ICIBM 2016

Ken Chen, PhD

The University of Texas MD Anderson Cancer Center
Friday, December 9, 2016
11:50 am - 12:10 pm


Dr. Chen is an Associate Professor in Department of Bioinformatics and Computational Biology and the Director of Bioinformatics of Khalifa Institute of Personalized Cancer Therapy at the University of Texas MD Anderson Cancer Center. He received B.E. from Tsinghua University (Beijing), Ph.D. from University of Illinois at Urbana-Champaign, and postdoctoral training from University of California at San Diego. From 2005 to 2011, he worked for Washington University School of Medicine in St. Louis as a senior scientist and a research faculty. Having a background in machine learning, statistical signal processing, and cancer genomics, his primary goal is to develop computational algorithms to analyze and interpret human genomics and clinical data towards the realization of genomic medicine. Dr. Chen has designed, developed, and co-developed a set of computational tools such as BreakDancer, TIGRA, CREST, PolyScan, SomaticSniper, and VarScan that have been widely applied to characterize individual and population genomics in various large-scale next-generation sequencing projects such as the Cancer Genome Atlas (TCGA) and the 1000 Genomes Project. He is particularly interested in comprehensively and accurately constructing the genomes and the transcriptomes of various cancer cell populations towards understanding the heterogeneity and the evolution of cancer as a consequence of genetics and environment. He is also interested in developing integrative approaches to identify biomarkers that are useful for diagnosis and prognosis. More information about his research group is available here.

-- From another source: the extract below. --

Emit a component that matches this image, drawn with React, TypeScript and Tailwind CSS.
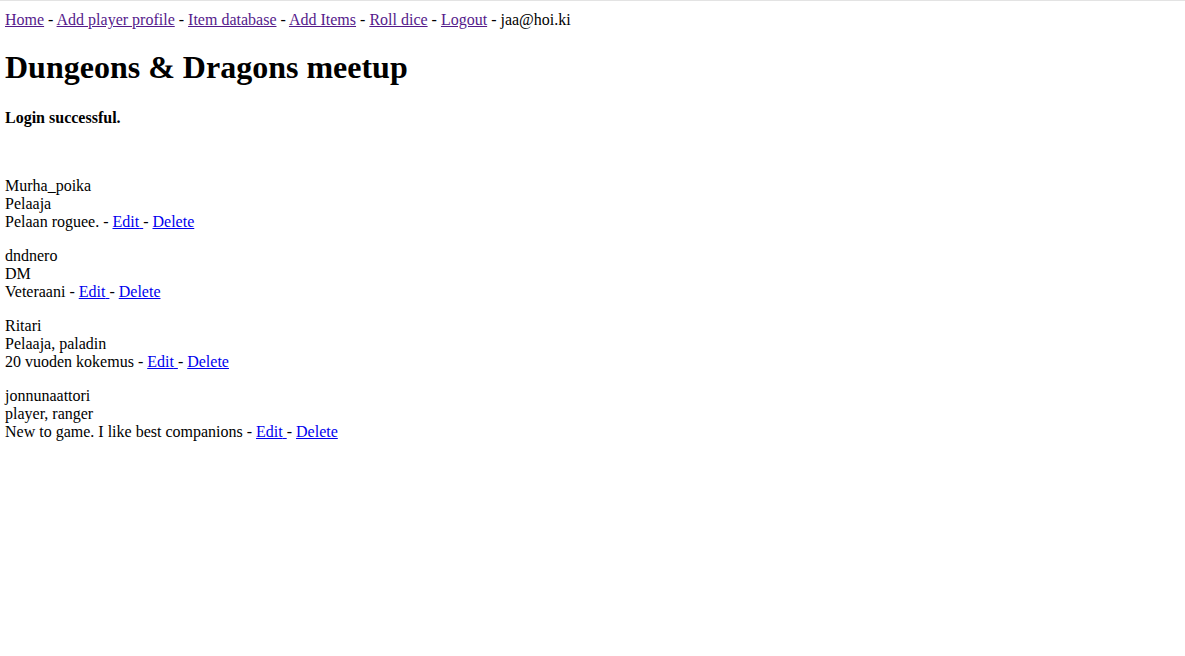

Tumor Phylogeny inference from single-cell DNA sequencing data

Tumor phylogenies can greatly benefit personalized cancer diagnostics and therapy by providing valuable insights into intra-tumor heterogeneity. Even though single-cell DNA sequencing (SCS) provides high-resolution data for reconstructing tumor phylogeny, existing methods are limited in that 1) they do not properly account for technological artifacts specific to single-cell DNA sequencing data and 2) they operate under infinite sites model, which are often violated in cancer due to chromosomal rearrangements. We set out to tackle these computational challenges by developing a set of new algorithms. First, we developed Monovar, a novel statistical algorithm for discovering and genotyping SNVs from SCS data. Monovar uses a population-based approach that accounts for nonuniform coverage and technical artifacts such as allele drop-out, deamination and other amplification errors in the SCS data. It significantly improves SNV calling results comparing with standard approaches such as GATK. Second, we developed SiFit, a likelihood-based stochastic search algorithm that reconstructs tumor phylogenies under finite-site model of evolution from noisy single-cell mutational profiles and estimates error rates of SCS experiments. Simulation studies demonstrate SiFit’s superior performance over competing methods. Application of SiFit to three experimental SCS datasets of human tumors show improved inference of clonal lineages and broad applicability to a variety of data types. Last but not least, we developed novoBreak, a novel k-mer targeted breakpoint assembly algorithm that is likely sensitive at detecting chromosomal rearrangement breakpoints and small indels in SCS data. Taken together, the suite of new algorithms that we have developed establishes a foundation for applying single-cell DNA sequencing technology in cancer research and medicine.